Records for this task:
_ _ _ _ _ _ _
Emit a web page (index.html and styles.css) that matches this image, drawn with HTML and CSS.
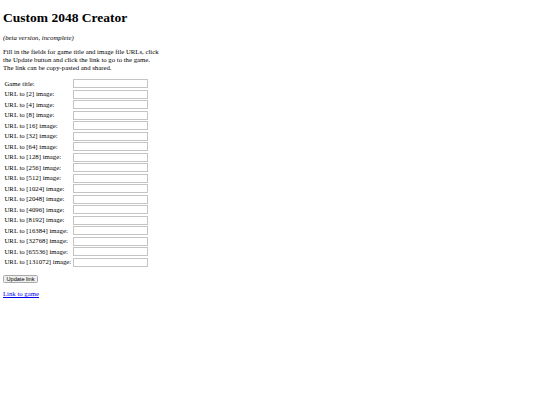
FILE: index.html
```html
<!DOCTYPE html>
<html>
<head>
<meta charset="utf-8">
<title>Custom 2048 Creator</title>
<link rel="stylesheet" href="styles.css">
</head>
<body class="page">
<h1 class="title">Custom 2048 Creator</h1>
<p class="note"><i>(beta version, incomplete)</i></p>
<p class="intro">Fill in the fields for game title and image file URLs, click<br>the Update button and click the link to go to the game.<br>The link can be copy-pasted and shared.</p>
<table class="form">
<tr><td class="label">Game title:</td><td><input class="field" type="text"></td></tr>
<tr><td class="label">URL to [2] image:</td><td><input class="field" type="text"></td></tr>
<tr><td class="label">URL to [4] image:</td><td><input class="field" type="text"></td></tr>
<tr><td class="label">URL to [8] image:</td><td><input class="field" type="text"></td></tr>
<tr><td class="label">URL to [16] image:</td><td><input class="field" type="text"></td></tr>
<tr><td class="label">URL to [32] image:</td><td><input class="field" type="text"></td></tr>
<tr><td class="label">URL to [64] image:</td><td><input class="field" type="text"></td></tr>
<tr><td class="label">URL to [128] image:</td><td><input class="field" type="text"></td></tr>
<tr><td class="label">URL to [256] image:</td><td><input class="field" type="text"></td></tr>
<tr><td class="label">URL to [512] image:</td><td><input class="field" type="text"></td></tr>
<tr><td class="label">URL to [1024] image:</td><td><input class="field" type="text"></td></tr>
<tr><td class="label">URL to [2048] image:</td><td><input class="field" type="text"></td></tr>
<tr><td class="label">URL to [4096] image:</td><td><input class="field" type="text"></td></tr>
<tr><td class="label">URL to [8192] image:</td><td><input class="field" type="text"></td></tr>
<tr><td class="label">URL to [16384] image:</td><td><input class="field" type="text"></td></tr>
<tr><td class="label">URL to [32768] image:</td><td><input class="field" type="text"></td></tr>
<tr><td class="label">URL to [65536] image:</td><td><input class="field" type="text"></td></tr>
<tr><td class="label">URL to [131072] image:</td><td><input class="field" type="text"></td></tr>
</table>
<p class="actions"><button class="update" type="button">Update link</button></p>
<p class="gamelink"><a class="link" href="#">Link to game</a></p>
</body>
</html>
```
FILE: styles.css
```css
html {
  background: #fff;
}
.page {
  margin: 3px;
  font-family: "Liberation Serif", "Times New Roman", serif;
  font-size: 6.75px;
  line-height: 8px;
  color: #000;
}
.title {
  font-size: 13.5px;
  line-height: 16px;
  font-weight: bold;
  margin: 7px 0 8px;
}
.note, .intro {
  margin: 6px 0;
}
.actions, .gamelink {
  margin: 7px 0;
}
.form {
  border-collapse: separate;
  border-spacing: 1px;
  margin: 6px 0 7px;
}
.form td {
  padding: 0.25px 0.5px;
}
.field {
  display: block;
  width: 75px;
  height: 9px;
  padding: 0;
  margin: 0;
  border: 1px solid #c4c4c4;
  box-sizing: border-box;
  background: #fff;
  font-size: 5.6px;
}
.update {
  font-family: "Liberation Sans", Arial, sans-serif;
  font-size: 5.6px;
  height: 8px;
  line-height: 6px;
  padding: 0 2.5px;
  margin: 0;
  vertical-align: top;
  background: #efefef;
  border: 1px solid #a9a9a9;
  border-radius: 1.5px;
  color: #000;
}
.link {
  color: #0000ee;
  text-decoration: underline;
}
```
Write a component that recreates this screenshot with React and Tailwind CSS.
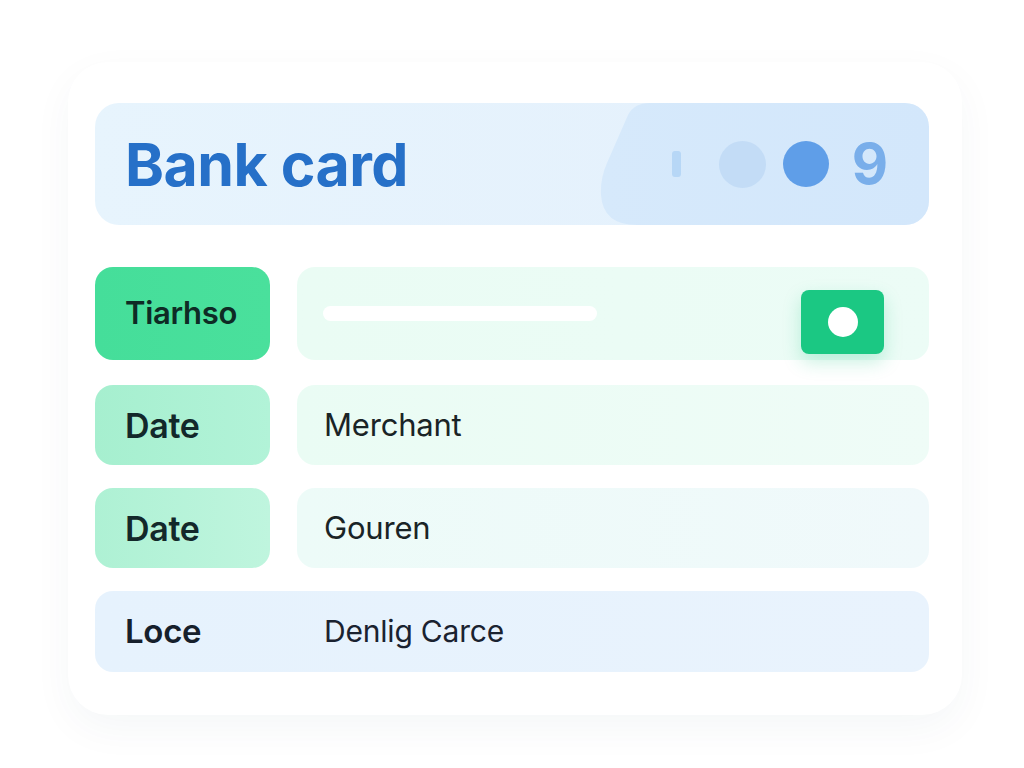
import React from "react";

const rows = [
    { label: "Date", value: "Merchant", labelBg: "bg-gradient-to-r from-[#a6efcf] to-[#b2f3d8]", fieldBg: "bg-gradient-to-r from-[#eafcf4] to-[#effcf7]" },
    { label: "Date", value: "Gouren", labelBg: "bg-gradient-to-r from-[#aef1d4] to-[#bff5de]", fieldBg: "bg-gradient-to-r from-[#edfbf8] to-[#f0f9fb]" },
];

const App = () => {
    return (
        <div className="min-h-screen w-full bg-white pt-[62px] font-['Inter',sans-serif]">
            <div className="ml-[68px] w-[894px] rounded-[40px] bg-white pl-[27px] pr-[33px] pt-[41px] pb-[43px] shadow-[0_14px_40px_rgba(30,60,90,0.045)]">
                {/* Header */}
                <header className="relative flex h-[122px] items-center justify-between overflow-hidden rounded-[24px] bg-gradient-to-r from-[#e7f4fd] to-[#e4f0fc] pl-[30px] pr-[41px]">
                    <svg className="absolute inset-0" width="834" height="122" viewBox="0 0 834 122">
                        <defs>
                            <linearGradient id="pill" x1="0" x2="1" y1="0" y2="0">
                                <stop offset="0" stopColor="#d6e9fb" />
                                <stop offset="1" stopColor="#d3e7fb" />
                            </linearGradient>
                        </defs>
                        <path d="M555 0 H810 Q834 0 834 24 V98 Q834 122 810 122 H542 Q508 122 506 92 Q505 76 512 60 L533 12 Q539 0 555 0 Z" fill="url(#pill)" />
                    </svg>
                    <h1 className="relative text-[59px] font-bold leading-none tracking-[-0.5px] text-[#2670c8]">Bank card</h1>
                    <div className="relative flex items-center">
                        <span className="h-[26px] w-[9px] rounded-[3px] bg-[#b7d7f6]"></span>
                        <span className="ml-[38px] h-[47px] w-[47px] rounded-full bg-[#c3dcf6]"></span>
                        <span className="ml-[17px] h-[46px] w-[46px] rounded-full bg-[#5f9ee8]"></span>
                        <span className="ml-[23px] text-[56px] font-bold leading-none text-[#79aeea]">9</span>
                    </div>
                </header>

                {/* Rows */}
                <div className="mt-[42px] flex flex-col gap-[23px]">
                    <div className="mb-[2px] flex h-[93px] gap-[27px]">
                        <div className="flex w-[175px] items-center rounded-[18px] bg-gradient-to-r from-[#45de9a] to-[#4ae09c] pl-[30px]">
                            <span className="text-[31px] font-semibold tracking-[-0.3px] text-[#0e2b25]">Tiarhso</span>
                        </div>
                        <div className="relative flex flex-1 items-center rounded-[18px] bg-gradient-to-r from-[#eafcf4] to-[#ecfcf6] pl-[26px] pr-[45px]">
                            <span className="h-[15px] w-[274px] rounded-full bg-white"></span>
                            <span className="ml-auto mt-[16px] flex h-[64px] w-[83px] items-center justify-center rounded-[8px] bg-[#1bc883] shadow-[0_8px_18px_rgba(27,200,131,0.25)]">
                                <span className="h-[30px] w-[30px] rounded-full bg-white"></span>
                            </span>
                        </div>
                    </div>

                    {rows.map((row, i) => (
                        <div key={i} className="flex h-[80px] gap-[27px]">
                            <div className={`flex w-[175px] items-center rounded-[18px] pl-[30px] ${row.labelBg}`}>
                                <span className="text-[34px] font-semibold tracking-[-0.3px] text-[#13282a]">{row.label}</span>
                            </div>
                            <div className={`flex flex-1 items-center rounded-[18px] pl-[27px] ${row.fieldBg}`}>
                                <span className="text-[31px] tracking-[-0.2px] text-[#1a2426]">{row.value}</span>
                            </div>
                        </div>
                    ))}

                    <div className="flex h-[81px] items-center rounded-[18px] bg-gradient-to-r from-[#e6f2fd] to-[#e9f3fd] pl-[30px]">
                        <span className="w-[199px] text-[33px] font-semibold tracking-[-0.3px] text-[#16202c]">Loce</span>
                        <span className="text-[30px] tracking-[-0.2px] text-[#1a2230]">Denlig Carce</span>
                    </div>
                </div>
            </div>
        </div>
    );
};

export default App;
_ _ _ _ _ _ _
Transcribe every line in the entries above, taking out only the images.

Emit a web page (index.html and styles.css) that matches this image, drawn with HTML and CSS.
FILE: index.html
```html
<!DOCTYPE html>
<html>
<head>
<meta charset="utf-8">
<title>Custom 2048 Creator</title>
<link rel="stylesheet" href="styles.css">
</head>
<body class="page">
<h1 class="title">Custom 2048 Creator</h1>
<p class="note"><i>(beta version, incomplete)</i></p>
<p class="intro">Fill in the fields for game title and image file URLs, click<br>the Update button and click the link to go to the game.<br>The link can be copy-pasted and shared.</p>
<table class="form">
<tr><td class="label">Game title:</td><td><input class="field" type="text"></td></tr>
<tr><td class="label">URL to [2] image:</td><td><input class="field" type="text"></td></tr>
<tr><td class="label">URL to [4] image:</td><td><input class="field" type="text"></td></tr>
<tr><td class="label">URL to [8] image:</td><td><input class="field" type="text"></td></tr>
<tr><td class="label">URL to [16] image:</td><td><input class="field" type="text"></td></tr>
<tr><td class="label">URL to [32] image:</td><td><input class="field" type="text"></td></tr>
<tr><td class="label">URL to [64] image:</td><td><input class="field" type="text"></td></tr>
<tr><td class="label">URL to [128] image:</td><td><input class="field" type="text"></td></tr>
<tr><td class="label">URL to [256] image:</td><td><input class="field" type="text"></td></tr>
<tr><td class="label">URL to [512] image:</td><td><input class="field" type="text"></td></tr>
<tr><td class="label">URL to [1024] image:</td><td><input class="field" type="text"></td></tr>
<tr><td class="label">URL to [2048] image:</td><td><input class="field" type="text"></td></tr>
<tr><td class="label">URL to [4096] image:</td><td><input class="field" type="text"></td></tr>
<tr><td class="label">URL to [8192] image:</td><td><input class="field" type="text"></td></tr>
<tr><td class="label">URL to [16384] image:</td><td><input class="field" type="text"></td></tr>
<tr><td class="label">URL to [32768] image:</td><td><input class="field" type="text"></td></tr>
<tr><td class="label">URL to [65536] image:</td><td><input class="field" type="text"></td></tr>
<tr><td class="label">URL to [131072] image:</td><td><input class="field" type="text"></td></tr>
</table>
<p class="actions"><button class="update" type="button">Update link</button></p>
<p class="gamelink"><a class="link" href="#">Link to game</a></p>
</body>
</html>
```
FILE: styles.css
```css
html {
  background: #fff;
}
.page {
  margin: 3px;
  font-family: "Liberation Serif", "Times New Roman", serif;
  font-size: 6.75px;
  line-height: 8px;
  color: #000;
}
.title {
  font-size: 13.5px;
  line-height: 16px;
  font-weight: bold;
  margin: 7px 0 8px;
}
.note, .intro {
  margin: 6px 0;
}
.actions, .gamelink {
  margin: 7px 0;
}
.form {
  border-collapse: separate;
  border-spacing: 1px;
  margin: 6px 0 7px;
}
.form td {
  padding: 0.25px 0.5px;
}
.field {
  display: block;
  width: 75px;
  height: 9px;
  padding: 0;
  margin: 0;
  border: 1px solid #c4c4c4;
  box-sizing: border-box;
  background: #fff;
  font-size: 5.6px;
}
.update {
  font-family: "Liberation Sans", Arial, sans-serif;
  font-size: 5.6px;
  height: 8px;
  line-height: 6px;
  padding: 0 2.5px;
  margin: 0;
  vertical-align: top;
  background: #efefef;
  border: 1px solid #a9a9a9;
  border-radius: 1.5px;
  color: #000;
}
.link {
  color: #0000ee;
  text-decoration: underline;
}
```
Write a component that recreates this screenshot with React and Tailwind CSS.
import React from "react";

const rows = [
    { label: "Date", value: "Merchant", labelBg: "bg-gradient-to-r from-[#a6efcf] to-[#b2f3d8]", fieldBg: "bg-gradient-to-r from-[#eafcf4] to-[#effcf7]" },
    { label: "Date", value: "Gouren", labelBg: "bg-gradient-to-r from-[#aef1d4] to-[#bff5de]", fieldBg: "bg-gradient-to-r from-[#edfbf8] to-[#f0f9fb]" },
];

const App = () => {
    return (
        <div className="min-h-screen w-full bg-white pt-[62px] font-['Inter',sans-serif]">
            <div className="ml-[68px] w-[894px] rounded-[40px] bg-white pl-[27px] pr-[33px] pt-[41px] pb-[43px] shadow-[0_14px_40px_rgba(30,60,90,0.045)]">
                {/* Header */}
                <header className="relative flex h-[122px] items-center justify-between overflow-hidden rounded-[24px] bg-gradient-to-r from-[#e7f4fd] to-[#e4f0fc] pl-[30px] pr-[41px]">
                    <svg className="absolute inset-0" width="834" height="122" viewBox="0 0 834 122">
                        <defs>
                            <linearGradient id="pill" x1="0" x2="1" y1="0" y2="0">
                                <stop offset="0" stopColor="#d6e9fb" />
                                <stop offset="1" stopColor="#d3e7fb" />
                            </linearGradient>
                        </defs>
                        <path d="M555 0 H810 Q834 0 834 24 V98 Q834 122 810 122 H542 Q508 122 506 92 Q505 76 512 60 L533 12 Q539 0 555 0 Z" fill="url(#pill)" />
                    </svg>
                    <h1 className="relative text-[59px] font-bold leading-none tracking-[-0.5px] text-[#2670c8]">Bank card</h1>
                    <div className="relative flex items-center">
                        <span className="h-[26px] w-[9px] rounded-[3px] bg-[#b7d7f6]"></span>
                        <span className="ml-[38px] h-[47px] w-[47px] rounded-full bg-[#c3dcf6]"></span>
                        <span className="ml-[17px] h-[46px] w-[46px] rounded-full bg-[#5f9ee8]"></span>
                        <span className="ml-[23px] text-[56px] font-bold leading-none text-[#79aeea]">9</span>
                    </div>
                </header>

                {/* Rows */}
                <div className="mt-[42px] flex flex-col gap-[23px]">
                    <div className="mb-[2px] flex h-[93px] gap-[27px]">
                        <div className="flex w-[175px] items-center rounded-[18px] bg-gradient-to-r from-[#45de9a] to-[#4ae09c] pl-[30px]">
                            <span className="text-[31px] font-semibold tracking-[-0.3px] text-[#0e2b25]">Tiarhso</span>
                        </div>
                        <div className="relative flex flex-1 items-center rounded-[18px] bg-gradient-to-r from-[#eafcf4] to-[#ecfcf6] pl-[26px] pr-[45px]">
                            <span className="h-[15px] w-[274px] rounded-full bg-white"></span>
                            <span className="ml-auto mt-[16px] flex h-[64px] w-[83px] items-center justify-center rounded-[8px] bg-[#1bc883] shadow-[0_8px_18px_rgba(27,200,131,0.25)]">
                                <span className="h-[30px] w-[30px] rounded-full bg-white"></span>
                            </span>
                        </div>
                    </div>

                    {rows.map((row, i) => (
                        <div key={i} className="flex h-[80px] gap-[27px]">
                            <div className={`flex w-[175px] items-center rounded-[18px] pl-[30px] ${row.labelBg}`}>
                                <span className="text-[34px] font-semibold tracking-[-0.3px] text-[#13282a]">{row.label}</span>
                            </div>
                            <div className={`flex flex-1 items-center rounded-[18px] pl-[27px] ${row.fieldBg}`}>
                                <span className="text-[31px] tracking-[-0.2px] text-[#1a2426]">{row.value}</span>
                            </div>
                        </div>
                    ))}

                    <div className="flex h-[81px] items-center rounded-[18px] bg-gradient-to-r from-[#e6f2fd] to-[#e9f3fd] pl-[30px]">
                        <span className="w-[199px] text-[33px] font-semibold tracking-[-0.3px] text-[#16202c]">Loce</span>
                        <span className="text-[30px] tracking-[-0.2px] text-[#1a2230]">Denlig Carce</span>
                    </div>
                </div>
            </div>
        </div>
    );
};

export default App;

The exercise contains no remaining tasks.